Stater circa 340-325, AV 9.04 g. Bearded head of Pan l., wearing wreath of ivy leaves. Rev. Π – A – N Griffin standing l., head facing on stalk of barley, holding spear in its mouth. SNG BM Black Sea –. Jenkins, Ancient Greek Coins, 231. Regling, Der griechische Goldschatz von Prinkipo, ZfN XLI (1931), 174 (these dies). Gulbenkian 585 (these dies). Gillet 853 (this reverse die). Kraay-Hirmer pl. 142, 441 (these dies).
Exceedingly rare, only very few specimens known of this issue. An impressive portrait
of great beauty, work of a very talented engraver, struck in high relief.
Light reddish tone and good extremely fine
From an Exceptional Collection assembled between the early 70s and late 90s.

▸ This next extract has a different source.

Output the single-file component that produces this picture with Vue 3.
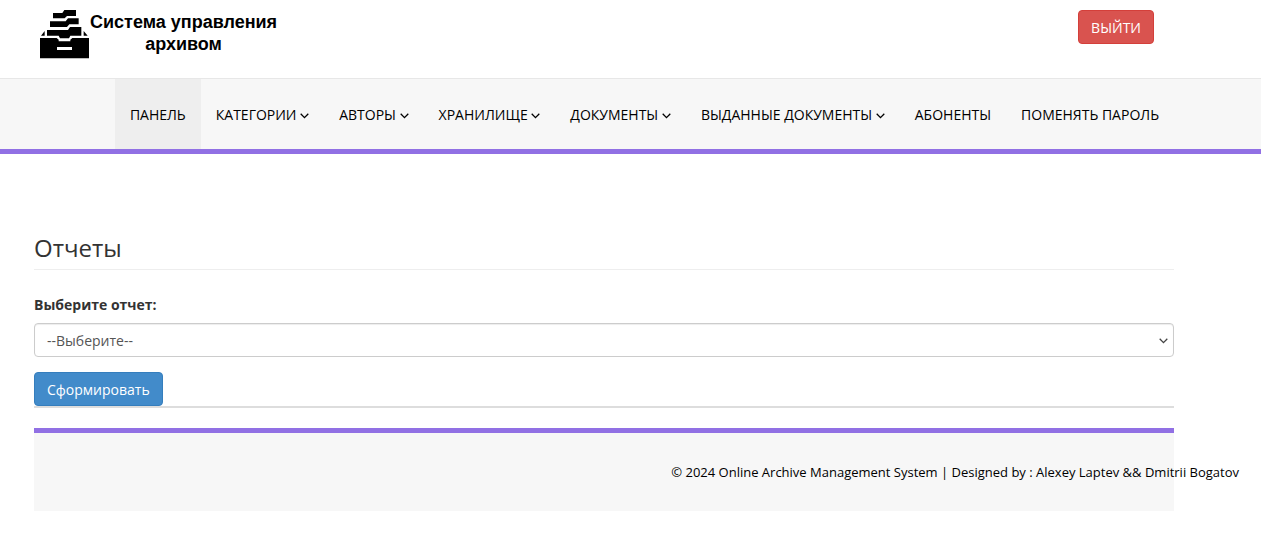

Panticapaeum was originally founded in the Tauric Chersonesus by Greek colonists from Miletus in c. 575 BC. The heavily fortified settlement was established as an important node for the Black Sea grain trade, upon which many Greek cities depended, and for trade with the Scythians of the steppe. The history of the city is poorly known as it is rarely mentioned by Greek and Roman authors and the epigraphic record is very fragmentary. Around c. 480 BC, Panticapaeum was ruled by the Archeanactid family of local tyrants. The Archeanactids were overthrown in c. 438/7 BC by an obscure individual named Spartocus, who may perhaps have been a rebellious mercenary commander of Thracian origin. Whatever the case, he established a new Spartocid dynasty at Pantacapaeum, which went on to provide the rulers of a larger Bosporan kingdom until 108 BC. This gold stater was struck to a local Bosporan weight standard of c. 9.1g and features the established types for the city's gold coinage. The exquisitely engraved depiction of the satyr on the obverse is thought to be the punning emblem of Satyrus I (c. 433/2-389/8 BC), the son and successor of Spartocus who was responsible for expanding the power of Panticapaeum over neighbouring cities and establishing the Bosporan kingdom. It is assumed that the satyr of Satyrus I continued to appear on the coins as a badge of the Spartocid kings. The reverse type depicts a griffon standing on a grain ear. The latter is an obvious allusion to the role of Panticapaeum in the Black Sea grain trade while the griffin is emblematic of the city's location on the borders of Scythia. Both Herodotus and Pliny the Elder report that griffins were the natural guardians of the gold deposits in the mountains of Scythia. Thus, although griffins also occur on silver and bronze coins of Panticapaeum, the mythical animal is especially appropriate on the city's gold issues. Much of the gold used to strike Panticapean staters like the present piece was probably obtained through trade with the Scythians.